MABIA-Ghana also works with two local midwifery training colleges to provide quality preceptorships to trainee midwives as they begin working in the field. “Our students are learning some of the things that sometimes even qualified midwives and nurses do not learn how to do,” notes Tindanbil. “The lifesaving work we are doing is the first of its kind here.”

In addition to training midwifery students, MABIA-Ghana trains peer educators and community champions who provide education and awareness at the community level about sexual and reproductive health. A 2020 Aspen New Voices Fellow, Tindanbil’s lifechanging work was recognized with the 2020 Aspen Nurse Innovator Grant in collaboration with Johnson & Johnson Foundation. The grant has allowed MABIA-Ghana to scale up its community champions program to four communities.

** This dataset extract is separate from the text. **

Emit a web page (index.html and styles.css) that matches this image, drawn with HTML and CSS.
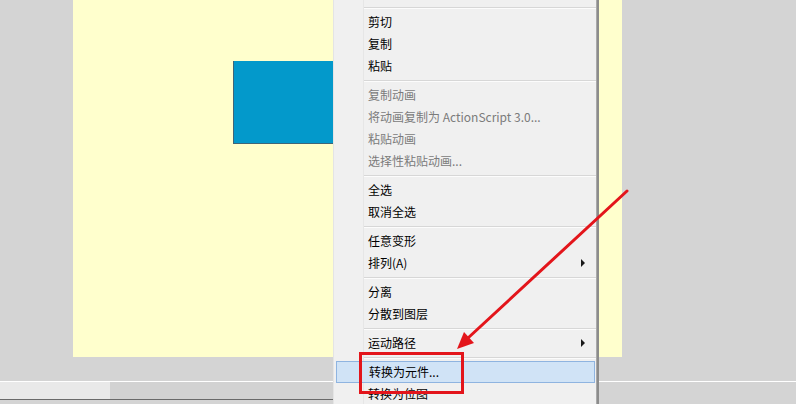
FILE: index.html
```html
<!DOCTYPE html>
<html lang="zh-CN">
<head>
<meta charset="utf-8">
<title>Context menu</title>
<link rel="stylesheet" href="styles.css">
</head>
<body>
<div class="workspace">
  <div class="stage-row">
    <div class="stage">
      <div class="shape"></div>
    </div>
  </div>
  <div class="hscroll">
    <div class="track-left"></div>
    <div class="thumb"></div>
  </div>
  <div class="hscroll-bottom"></div>
</div>

<div class="menu">
  <div class="spacer"></div>
  <div class="sep"></div>
  <div class="item">剪切</div>
  <div class="item">复制</div>
  <div class="item">粘贴</div>
  <div class="sep"></div>
  <div class="item disabled">复制动画</div>
  <div class="item disabled">将动画复制为 ActionScript 3.0...</div>
  <div class="item disabled">粘贴动画</div>
  <div class="item disabled">选择性粘贴动画...</div>
  <div class="sep"></div>
  <div class="item">全选</div>
  <div class="item">取消全选</div>
  <div class="sep"></div>
  <div class="item">任意变形</div>
  <div class="item sub">排列(A)<span class="caret"></span></div>
  <div class="sep"></div>
  <div class="item">分离</div>
  <div class="item">分散到图层</div>
  <div class="sep"></div>
  <div class="item sub">运动路径<span class="caret"></span></div>
  <div class="sep"></div>
  <div class="item active">转换为元件...</div>
  <div class="item">转换为位图</div>
</div>

<div class="redbox"></div>
<svg class="arrow" width="796" height="404" viewBox="0 0 796 404">
  <line x1="627" y1="191" x2="468" y2="338" stroke="#e3151b" stroke-width="3" stroke-linecap="round"/>
  <polygon points="457,349 474,343 464,332" fill="#e3151b"/>
</svg>
</body>
</html>
```

FILE: styles.css
```css
html, body {
  margin: 0;
  padding: 0;
}
body {
  width: 796px;
  height: 404px;
  overflow: hidden;
  background: #d4d4d4;
  position: relative;
  font-family: "Noto Sans CJK SC", "Microsoft YaHei", sans-serif;
  font-size: 12px;
}
.workspace {
  display: flex;
  flex-direction: column;
}
.stage-row {
  display: flex;
  padding-left: 73px;
  height: 357px;
}
.stage {
  width: 549px;
  height: 357px;
  background: #ffffcd;
  position: relative;
}
.shape {
  position: absolute;
  left: 160px;
  top: 61px;
  width: 120px;
  height: 83px;
  box-sizing: border-box;
  background: #0399cb;
  border-left: 1px solid #3f6577;
  border-bottom: 1px solid #3f6577;
}
.hscroll {
  margin-top: 24px;
  height: 17px;
  display: flex;
  border-top: 1px solid #ffffff;
}
.track-left {
  width: 110px;
  background: #e9e9e9;
}
.thumb {
  width: 486px;
  background: #d2d2d2;
}
.hscroll-bottom {
  height: 1px;
  background: #6a6a6a;
  width: 598px;
}

.menu {
  position: absolute;
  left: 333px;
  top: 0;
  width: 262px;
  height: 404px;
  background: #f0f0f0;
  border-left: 1px solid #e4e4e4;
  border-right: 1px solid #a9a9a9;
  box-shadow: 2px 0 0 #8c8c8c;
  display: flex;
  flex-direction: column;
}
.menu::before {
  content: "";
  position: absolute;
  left: 29px;
  top: 0;
  bottom: 0;
  width: 1px;
  background: #e6e6e6;
}
.spacer {
  height: 4px;
  flex: none;
}
.sep {
  height: 7px;
  flex: none;
  margin-left: 29px;
  display: flex;
  flex-direction: column;
  justify-content: center;
}
.sep::before {
  content: "";
  height: 1px;
  background: #d7d7d7;
  border-bottom: 1px solid #fcfcfc;
}
.item {
  height: 22px;
  flex: none;
  display: flex;
  align-items: center;
  padding-left: 34px;
  color: #000;
  position: relative;
  line-height: 22px;
  box-sizing: border-box;
}
.item.disabled {
  color: #7b7b7b;
}
.item.active {
  margin: 0 1px 0 2px;
  padding-left: 32px;
  background: #d0e3f6;
  border: 1px solid #8fb4e0;
}
.caret {
  position: absolute;
  right: 11px;
  top: 7px;
  width: 0;
  height: 0;
  border-top: 4px solid transparent;
  border-bottom: 4px solid transparent;
  border-left: 4px solid #1a1a1a;
}
.redbox {
  position: absolute;
  left: 359px;
  top: 352px;
  width: 105px;
  height: 42px;
  box-sizing: border-box;
  border: 3px solid #e3151b;
}
.arrow {
  position: absolute;
  left: 0;
  top: 0;
  pointer-events: none;
}
```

“Lack of access to family planning and inability to negotiate safe sex means more unwanted pregnancies, more unsafe abortions and more women dying,” says Tindanbil. Also, he adds, “women giving birth younger, and more frequently, put children who do survive at higher risk of poverty, malnutrition and other disabilities that prevent them from reaching their full mental and physical potential.”

From flooding rivers that block access to remote communities to fears of COVID-19 that keep women from accessing services, the challenges he faces are many. But Tindabil is steadfast in his work to fight for reproductive justice for vulnerable populations.

“Women are abused in various ways, and abortions are yet another way women are being abused,” says Tindanbil. “Some of the men who claim they can help the women tell them they have to perform sex for the cervix to dilate before the abortion can be performed. These are some of the various forms of abuse that are happening at the community level that we are trying to end.”

With limited opportunities to continue his education after secondary school, joining nursing training school presented Tindanbil a “respectable” career route. The journey it has led to has become nothing less than his life’s mission.